What you are asked to do :: Leave out the pictures and retype only the lines from the opening line to the line that holds "string; indent: number;", both ends included.

--- START ---

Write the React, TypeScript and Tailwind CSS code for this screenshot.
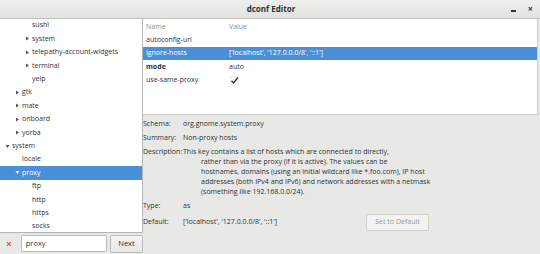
import React from 'react';

type TreeRow = { label: string; indent: number; arrow?: 'right' | 'down'; selected?: boolean };

const treeRows: TreeRow[] = [
  { label: 'sushi', indent: 32 },
  { label: 'system', indent: 32, arrow: 'right' },
  { label: 'telepathy-account-widgets', indent: 32, arrow: 'right' },
  { label: 'terminal', indent: 32, arrow: 'right' },
  { label: 'yelp', indent: 32 },
  { label: 'gtk', indent: 22, arrow: 'right' },
  { label: 'mate', indent: 22, arrow: 'right' },
  { label: 'onboard', indent: 22, arrow: 'right' },
  { label: 'yorba', indent: 22, arrow: 'right' },
  { label: 'system', indent: 12, arrow: 'down' },
  { label: 'locale', indent: 22 },
  { label: 'proxy', indent: 22, arrow: 'down', selected: true },
  { label: 'ftp', indent: 32 },
  { label: 'http', indent: 32 },
  { label: 'https', indent: 32 },
  { label: 'socks', indent: 32 },
];

const keys = [
  { name: 'autoconfig-url', value: '' },
  { name: 'ignore-hosts', value: "['localhost', '127.0.0.0/8', '::1']", selected: true },
  { name: 'mode', value: 'auto', bold: true },
  { name: 'use-same-proxy', value: 'check' },
];

const Arrow = ({ dir, light }: { dir: 'right' | 'down'; light?: boolean }) => (
  <svg width="5" height="5" viewBox="0 0 5 5" className="shrink-0">
    {dir === 'right' ? (
      <polygon points="1,0.5 4,2.5 1,4.5" fill={light ? '#ffffff' : '#555753'} />
    ) : (
      <polygon points="0.5,1 4.5,1 2.5,4" fill={light ? '#ffffff' : '#555753'} />
    )}
  </svg>
);

const Check = () => (
  <svg width="9" height="9" viewBox="0 0 9 9">
    <rect x="0.5" y="0.5" width="8" height="8" fill="none" stroke="#dcdcdc" strokeWidth="0.5" />
    <path d="M1.5 4.8 L3.6 6.9 L7.8 1.5" fill="none" stroke="#2e3436" strokeWidth="1.4" />
  </svg>
);

const descLines = [
  'rather than via the proxy (if it is active). The values can be',
  'hostnames, domains (using an initial wildcard like *.foo.com), IP host',
  'addresses (both IPv4 and IPv6) and network addresses with a netmask',
  '(something like 192.168.0.0/24).',
];

export default function App() {
  return (
    <div className="w-[540px] h-[254px] overflow-hidden bg-[#e8e8e7] text-[#2e3436] text-[7px] font-['Open_Sans',sans-serif] flex flex-col">
      {/* title bar */}
      <div className="h-[19px] shrink-0 flex items-center bg-gradient-to-b from-[#efefee] to-[#e2e2e0] border-b border-[#c4c2bd] relative">
        <div className="flex-1 text-center font-bold text-[8px] pl-[2px]">dconf Editor</div>
        <div className="absolute right-[24px] top-[10px] w-[5px] h-[1.5px] bg-[#2e3436]" />
        <div className="absolute right-[7px] top-[2px] text-[9px] font-bold leading-[14px]">×</div>
      </div>

      <div className="flex flex-1 min-h-0">
        {/* left column */}
        <div className="w-[143px] shrink-0 flex flex-col">
          <div className="h-[214px] bg-white border-r border-b border-[#b6b6b3] overflow-hidden">
            {treeRows.map((r, i) => (
              <div
                key={i}
                className={`h-[13.4px] flex items-center relative ${r.selected ? 'bg-[#4a90d9] text-white' : ''}`}
                style={{ paddingLeft: r.indent }}
              >
                {r.arrow && (
                  <span className="absolute top-[4px]" style={{ left: r.indent - 7 }}>
                    <Arrow dir={r.arrow} light={r.selected} />
                  </span>
                )}
                {r.label}
              </div>
            ))}
          </div>
          <div className="flex items-center h-[21px] relative">
            <svg width="6" height="6" viewBox="0 0 6 6" className="ml-[6px] mt-[1px]">
              <path d="M1 1 L5 5 M5 1 L1 5" stroke="#e05050" strokeWidth="1.2" />
            </svg>
            <div className="ml-[9px] w-[90px] h-[17px] bg-white border border-[#c0bdb8] rounded-[2px] flex items-center pl-[4px] text-[7.5px]">
              proxy
            </div>
            <div className="ml-[3px] w-[33px] h-[18px] shrink-0 rounded-[2px] border border-[#c0bdb8] bg-gradient-to-b from-[#f4f4f3] to-[#e6e6e4] flex items-center justify-center text-[7.5px]">
              Next
            </div>
          </div>
        </div>

        {/* right column */}
        <div className="flex-1 flex flex-col">
          <div className="h-[96px] mr-[2px] bg-white border-b border-r border-[#cfcdc9]">
            <div className="h-[14px] flex items-center text-[#8a8e8f] pt-[2px]">
              <span className="w-[86px] pl-[3px]">Name</span>
              <span>Value</span>
            </div>
            {keys.map((k, i) => (
              <div
                key={i}
                className={`h-[13.5px] flex items-center ${k.selected ? 'bg-[#4a90d9] text-white' : ''}`}
              >
                <span className={`w-[86px] pl-[3px] ${k.bold ? 'font-bold' : ''}`}>{k.name}</span>
                {k.value === 'check' ? (
                  <span className="pl-[1px] flex"><Check /></span>
                ) : (
                  <span>{k.value}</span>
                )}
              </div>
            ))}
          </div>

          <div className="flex flex-col pt-[2px]">
            <div className="h-[14px] flex items-center">
              <span className="w-[40px]">Schema:</span>
              <span>org.gnome.system.proxy</span>
            </div>
            <div className="h-[14px] flex items-center">
              <span className="w-[40px]">Summary:</span>
              <span>Non-proxy hosts</span>
            </div>
            <div className="flex flex-col leading-[10px] mt-[2px]">
              <div className="flex">
                <span className="w-[40px]">Description:</span>
                <span>This key contains a list of hosts which are connected to directly,</span>
              </div>
              {descLines.map((l, i) => (
                <div key={i} className="pl-[58px]">{l}</div>
              ))}
            </div>
            <div className="h-[14px] flex items-center mt-[2px]">
              <span className="w-[40px]">Type:</span>
              <span>as</span>
            </div>
            <div className="flex items-center h-[18px]">
              <span className="w-[40px]">Default:</span>
              <span className="w-[183px]">['localhost', '127.0.0.0/8', '::1']</span>
              <div className="w-[63px] h-[17px] border border-[#d3d0cc] rounded-[2px] bg-[#f3f3f2] text-[#9a9c9d] flex items-center justify-center">
                Set to Default
              </div>
            </div>
          </div>
        </div>
      </div>
    </div>
  );
}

--- END ---

The answer ::
Write the React, TypeScript and Tailwind CSS code for this screenshot.
import React from 'react';

type TreeRow = { label: string; indent: number; arrow?: 'right' | 'down'; selected?: boolean };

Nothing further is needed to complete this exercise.